# Supplied information
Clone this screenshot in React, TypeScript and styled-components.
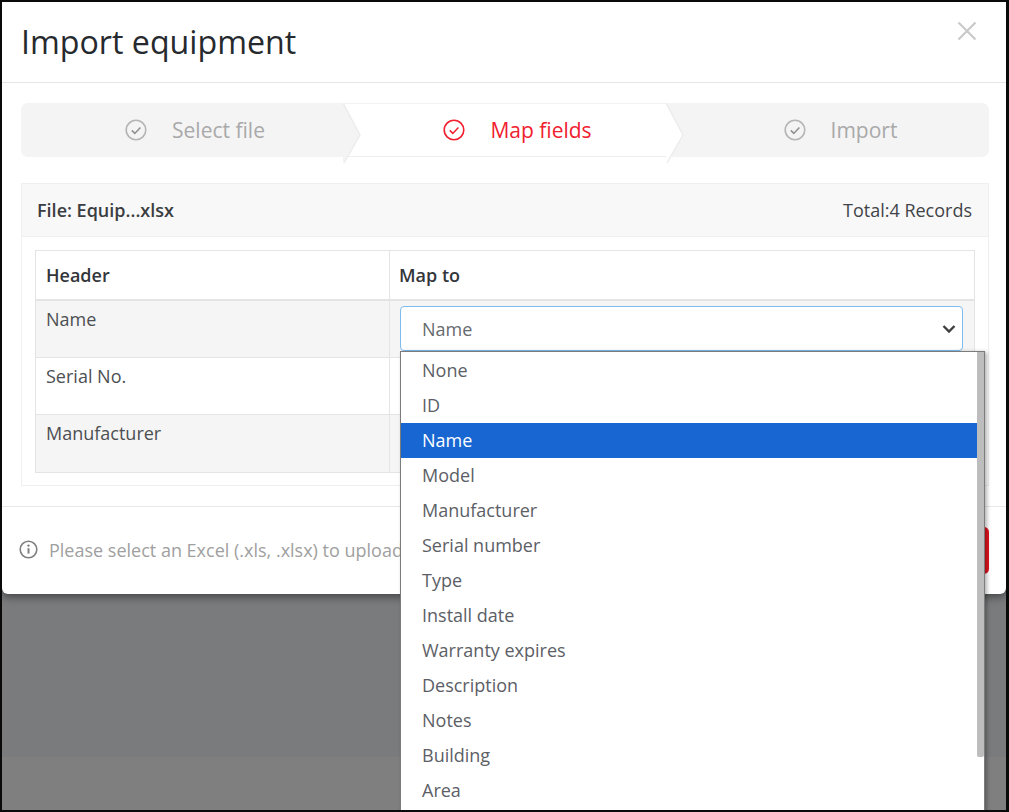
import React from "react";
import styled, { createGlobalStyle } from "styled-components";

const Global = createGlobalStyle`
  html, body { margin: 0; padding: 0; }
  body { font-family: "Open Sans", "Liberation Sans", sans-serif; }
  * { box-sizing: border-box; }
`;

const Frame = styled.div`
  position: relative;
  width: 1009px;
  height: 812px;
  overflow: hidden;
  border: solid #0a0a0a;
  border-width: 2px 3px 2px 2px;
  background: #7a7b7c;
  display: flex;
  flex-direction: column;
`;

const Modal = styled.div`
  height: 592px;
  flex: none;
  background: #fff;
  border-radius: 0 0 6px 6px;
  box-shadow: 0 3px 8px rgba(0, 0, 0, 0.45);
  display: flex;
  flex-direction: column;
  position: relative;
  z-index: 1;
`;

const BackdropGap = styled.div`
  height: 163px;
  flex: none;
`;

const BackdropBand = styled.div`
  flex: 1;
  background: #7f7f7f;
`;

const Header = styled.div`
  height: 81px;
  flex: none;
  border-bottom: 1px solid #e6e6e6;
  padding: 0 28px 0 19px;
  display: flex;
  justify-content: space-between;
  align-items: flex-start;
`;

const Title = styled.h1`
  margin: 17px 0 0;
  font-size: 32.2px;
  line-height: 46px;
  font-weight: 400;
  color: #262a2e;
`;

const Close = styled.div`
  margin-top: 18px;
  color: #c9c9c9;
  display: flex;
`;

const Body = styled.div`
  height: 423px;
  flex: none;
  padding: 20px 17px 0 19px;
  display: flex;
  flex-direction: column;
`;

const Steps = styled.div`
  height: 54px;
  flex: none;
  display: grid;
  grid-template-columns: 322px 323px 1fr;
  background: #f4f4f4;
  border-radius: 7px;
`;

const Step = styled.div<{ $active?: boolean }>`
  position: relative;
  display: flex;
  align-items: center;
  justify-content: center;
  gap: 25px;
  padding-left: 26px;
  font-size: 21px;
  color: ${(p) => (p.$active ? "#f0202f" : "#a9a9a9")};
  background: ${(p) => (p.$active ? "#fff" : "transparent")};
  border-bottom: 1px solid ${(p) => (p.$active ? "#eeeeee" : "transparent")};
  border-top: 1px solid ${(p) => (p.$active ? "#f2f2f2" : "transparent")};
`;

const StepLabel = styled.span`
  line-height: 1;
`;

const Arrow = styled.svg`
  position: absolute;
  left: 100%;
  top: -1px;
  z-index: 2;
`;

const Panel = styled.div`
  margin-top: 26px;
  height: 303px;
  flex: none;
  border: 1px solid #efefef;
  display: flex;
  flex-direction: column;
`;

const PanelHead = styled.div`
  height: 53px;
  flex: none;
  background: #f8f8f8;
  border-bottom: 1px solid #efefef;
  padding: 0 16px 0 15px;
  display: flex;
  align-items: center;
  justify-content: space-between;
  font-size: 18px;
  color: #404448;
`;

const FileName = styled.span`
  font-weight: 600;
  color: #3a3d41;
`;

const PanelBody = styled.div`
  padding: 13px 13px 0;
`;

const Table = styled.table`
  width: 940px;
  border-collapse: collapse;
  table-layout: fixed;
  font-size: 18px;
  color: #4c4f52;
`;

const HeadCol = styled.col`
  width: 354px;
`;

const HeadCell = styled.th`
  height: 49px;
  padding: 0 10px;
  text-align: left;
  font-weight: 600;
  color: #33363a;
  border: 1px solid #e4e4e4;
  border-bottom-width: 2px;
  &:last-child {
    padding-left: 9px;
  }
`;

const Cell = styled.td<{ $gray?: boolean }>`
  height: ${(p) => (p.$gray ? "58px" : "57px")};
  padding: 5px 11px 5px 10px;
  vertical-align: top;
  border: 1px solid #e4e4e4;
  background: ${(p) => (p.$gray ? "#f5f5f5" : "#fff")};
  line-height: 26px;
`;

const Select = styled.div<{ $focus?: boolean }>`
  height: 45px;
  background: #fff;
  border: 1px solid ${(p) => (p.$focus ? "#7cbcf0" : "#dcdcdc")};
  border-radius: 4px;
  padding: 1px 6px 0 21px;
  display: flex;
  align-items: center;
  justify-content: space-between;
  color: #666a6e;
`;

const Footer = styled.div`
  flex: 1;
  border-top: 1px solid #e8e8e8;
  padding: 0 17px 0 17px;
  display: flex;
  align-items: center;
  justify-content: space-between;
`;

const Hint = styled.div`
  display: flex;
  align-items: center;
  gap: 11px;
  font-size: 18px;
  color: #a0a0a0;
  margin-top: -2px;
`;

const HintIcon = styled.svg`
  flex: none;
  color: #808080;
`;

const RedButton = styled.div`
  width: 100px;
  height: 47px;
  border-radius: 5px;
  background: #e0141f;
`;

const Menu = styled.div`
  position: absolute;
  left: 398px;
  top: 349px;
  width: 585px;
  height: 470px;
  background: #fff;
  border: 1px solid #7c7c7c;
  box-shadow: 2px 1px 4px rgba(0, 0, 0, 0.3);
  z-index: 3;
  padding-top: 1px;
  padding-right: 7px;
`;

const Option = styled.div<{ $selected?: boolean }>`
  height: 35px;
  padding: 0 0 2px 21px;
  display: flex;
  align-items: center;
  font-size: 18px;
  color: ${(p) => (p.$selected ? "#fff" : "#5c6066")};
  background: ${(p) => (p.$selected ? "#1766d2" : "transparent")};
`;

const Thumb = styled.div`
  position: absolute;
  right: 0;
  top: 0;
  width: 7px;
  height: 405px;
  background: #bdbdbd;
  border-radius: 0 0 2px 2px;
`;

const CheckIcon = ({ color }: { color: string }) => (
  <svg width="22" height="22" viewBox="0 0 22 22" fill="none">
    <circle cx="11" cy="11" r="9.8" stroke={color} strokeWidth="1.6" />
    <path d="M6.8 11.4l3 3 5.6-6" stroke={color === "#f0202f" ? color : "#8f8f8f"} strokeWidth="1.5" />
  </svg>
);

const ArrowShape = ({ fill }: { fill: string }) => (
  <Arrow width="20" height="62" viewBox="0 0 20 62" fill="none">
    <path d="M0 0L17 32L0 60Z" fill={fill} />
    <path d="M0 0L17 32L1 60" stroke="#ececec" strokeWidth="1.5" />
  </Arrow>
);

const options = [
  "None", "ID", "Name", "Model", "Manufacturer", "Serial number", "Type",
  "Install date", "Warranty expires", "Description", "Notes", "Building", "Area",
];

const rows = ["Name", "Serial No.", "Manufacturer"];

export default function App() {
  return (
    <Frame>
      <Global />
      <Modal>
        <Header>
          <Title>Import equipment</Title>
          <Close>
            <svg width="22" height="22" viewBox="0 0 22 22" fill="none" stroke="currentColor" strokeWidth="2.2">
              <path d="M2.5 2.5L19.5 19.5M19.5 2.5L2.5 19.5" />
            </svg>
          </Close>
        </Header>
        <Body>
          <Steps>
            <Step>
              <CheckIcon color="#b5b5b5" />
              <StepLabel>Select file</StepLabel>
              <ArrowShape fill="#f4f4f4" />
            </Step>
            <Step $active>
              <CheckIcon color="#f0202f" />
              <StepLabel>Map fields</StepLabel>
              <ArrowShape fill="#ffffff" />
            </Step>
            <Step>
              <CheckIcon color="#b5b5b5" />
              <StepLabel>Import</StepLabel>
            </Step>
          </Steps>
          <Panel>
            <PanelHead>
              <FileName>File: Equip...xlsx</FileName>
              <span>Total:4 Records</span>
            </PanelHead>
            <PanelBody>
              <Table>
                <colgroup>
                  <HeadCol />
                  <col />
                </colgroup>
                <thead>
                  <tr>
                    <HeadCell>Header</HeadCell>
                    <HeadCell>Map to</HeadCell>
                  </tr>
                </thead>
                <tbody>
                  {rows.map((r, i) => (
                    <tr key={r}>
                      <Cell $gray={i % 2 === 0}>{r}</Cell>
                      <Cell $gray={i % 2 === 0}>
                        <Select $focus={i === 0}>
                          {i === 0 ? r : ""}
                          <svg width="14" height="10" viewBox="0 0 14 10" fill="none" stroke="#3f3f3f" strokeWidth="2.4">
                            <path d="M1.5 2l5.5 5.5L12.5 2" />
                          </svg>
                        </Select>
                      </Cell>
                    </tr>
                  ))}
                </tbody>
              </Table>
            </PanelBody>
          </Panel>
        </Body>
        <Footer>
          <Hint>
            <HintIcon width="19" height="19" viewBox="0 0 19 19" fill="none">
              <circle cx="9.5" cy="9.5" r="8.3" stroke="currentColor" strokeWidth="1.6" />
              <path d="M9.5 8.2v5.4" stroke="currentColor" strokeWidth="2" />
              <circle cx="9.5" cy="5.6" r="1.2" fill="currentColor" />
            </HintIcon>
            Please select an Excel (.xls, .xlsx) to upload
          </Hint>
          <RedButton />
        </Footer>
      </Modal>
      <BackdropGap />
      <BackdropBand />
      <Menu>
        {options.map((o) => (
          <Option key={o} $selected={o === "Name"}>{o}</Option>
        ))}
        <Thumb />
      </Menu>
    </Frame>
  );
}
* * *
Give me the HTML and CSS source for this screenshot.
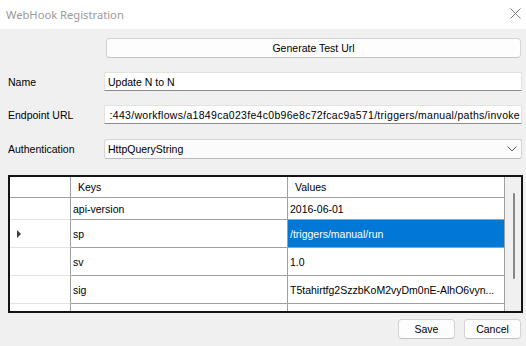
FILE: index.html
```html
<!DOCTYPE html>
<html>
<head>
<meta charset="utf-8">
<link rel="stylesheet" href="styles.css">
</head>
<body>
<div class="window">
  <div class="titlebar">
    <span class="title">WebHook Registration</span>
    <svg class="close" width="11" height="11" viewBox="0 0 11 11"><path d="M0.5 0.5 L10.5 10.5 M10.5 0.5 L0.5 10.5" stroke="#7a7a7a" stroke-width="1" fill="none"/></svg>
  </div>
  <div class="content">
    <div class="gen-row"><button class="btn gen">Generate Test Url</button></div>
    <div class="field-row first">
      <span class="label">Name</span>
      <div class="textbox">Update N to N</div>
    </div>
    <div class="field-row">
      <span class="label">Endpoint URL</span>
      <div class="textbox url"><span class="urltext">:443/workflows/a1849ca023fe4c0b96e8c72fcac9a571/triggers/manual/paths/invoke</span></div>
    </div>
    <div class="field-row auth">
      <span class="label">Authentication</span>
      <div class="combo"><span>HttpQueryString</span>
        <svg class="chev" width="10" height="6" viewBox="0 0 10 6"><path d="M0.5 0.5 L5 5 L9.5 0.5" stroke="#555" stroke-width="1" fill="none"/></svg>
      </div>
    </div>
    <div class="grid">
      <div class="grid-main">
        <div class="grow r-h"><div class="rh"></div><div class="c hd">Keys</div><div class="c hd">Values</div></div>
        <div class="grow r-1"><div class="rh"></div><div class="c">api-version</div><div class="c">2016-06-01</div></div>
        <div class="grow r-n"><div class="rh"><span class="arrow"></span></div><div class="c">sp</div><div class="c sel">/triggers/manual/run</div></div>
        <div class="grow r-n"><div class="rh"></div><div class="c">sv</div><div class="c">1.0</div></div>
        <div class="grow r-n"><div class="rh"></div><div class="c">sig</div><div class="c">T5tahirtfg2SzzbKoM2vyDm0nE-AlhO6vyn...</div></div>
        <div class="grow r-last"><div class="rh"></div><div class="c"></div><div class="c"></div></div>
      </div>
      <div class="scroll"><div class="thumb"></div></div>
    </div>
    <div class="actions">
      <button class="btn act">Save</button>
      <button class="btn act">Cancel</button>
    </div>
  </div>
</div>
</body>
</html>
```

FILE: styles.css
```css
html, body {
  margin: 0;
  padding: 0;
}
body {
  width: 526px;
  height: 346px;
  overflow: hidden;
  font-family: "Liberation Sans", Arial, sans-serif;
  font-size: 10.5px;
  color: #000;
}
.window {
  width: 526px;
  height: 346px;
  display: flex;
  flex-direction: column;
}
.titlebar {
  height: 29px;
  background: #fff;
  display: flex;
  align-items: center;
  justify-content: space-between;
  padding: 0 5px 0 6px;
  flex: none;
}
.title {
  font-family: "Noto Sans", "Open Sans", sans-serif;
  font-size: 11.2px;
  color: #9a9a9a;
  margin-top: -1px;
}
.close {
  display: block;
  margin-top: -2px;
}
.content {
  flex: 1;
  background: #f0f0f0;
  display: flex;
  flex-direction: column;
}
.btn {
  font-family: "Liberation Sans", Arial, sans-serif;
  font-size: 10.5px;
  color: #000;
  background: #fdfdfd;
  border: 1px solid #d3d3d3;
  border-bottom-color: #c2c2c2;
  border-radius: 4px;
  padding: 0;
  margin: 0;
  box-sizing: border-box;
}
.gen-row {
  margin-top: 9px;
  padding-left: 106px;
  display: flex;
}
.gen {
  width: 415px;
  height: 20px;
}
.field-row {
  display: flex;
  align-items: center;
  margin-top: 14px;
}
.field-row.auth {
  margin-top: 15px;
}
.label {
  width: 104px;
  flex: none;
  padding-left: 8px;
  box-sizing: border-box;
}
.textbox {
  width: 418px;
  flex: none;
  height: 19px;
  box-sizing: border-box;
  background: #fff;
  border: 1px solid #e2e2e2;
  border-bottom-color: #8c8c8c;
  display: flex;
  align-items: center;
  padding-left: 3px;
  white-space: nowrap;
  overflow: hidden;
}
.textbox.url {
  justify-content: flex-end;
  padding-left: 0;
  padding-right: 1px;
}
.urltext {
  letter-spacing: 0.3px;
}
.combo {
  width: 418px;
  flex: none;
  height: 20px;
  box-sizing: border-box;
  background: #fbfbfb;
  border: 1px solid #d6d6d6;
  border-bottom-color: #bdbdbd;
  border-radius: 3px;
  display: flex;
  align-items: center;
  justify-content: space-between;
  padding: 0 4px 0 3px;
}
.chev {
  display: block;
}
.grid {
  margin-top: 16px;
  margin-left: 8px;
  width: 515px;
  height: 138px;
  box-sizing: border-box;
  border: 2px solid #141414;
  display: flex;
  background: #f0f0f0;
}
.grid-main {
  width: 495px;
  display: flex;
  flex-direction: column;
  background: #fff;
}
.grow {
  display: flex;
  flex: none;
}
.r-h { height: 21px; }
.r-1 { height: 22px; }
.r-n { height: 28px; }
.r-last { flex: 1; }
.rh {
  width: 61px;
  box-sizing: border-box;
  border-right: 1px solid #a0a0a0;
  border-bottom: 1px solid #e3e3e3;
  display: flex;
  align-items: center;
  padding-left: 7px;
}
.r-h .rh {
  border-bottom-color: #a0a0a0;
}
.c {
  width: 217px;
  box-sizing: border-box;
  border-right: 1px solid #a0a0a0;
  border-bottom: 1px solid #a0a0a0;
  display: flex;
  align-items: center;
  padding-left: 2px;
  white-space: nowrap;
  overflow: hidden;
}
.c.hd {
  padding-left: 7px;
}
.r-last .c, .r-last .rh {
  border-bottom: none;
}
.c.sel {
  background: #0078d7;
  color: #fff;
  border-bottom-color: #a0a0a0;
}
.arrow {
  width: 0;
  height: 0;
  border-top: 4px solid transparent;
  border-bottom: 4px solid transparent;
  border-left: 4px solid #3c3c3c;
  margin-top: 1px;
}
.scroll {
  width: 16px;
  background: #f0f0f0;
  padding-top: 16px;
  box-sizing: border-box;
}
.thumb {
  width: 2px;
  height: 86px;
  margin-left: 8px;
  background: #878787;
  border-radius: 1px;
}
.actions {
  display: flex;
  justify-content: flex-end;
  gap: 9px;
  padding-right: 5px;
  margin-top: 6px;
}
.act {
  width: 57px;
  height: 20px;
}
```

# Stated task
Copy out every line that includes the word "components".

# Response to the task
Clone this screenshot in React, TypeScript and styled-components.
import styled, { createGlobalStyle } from "styled-components";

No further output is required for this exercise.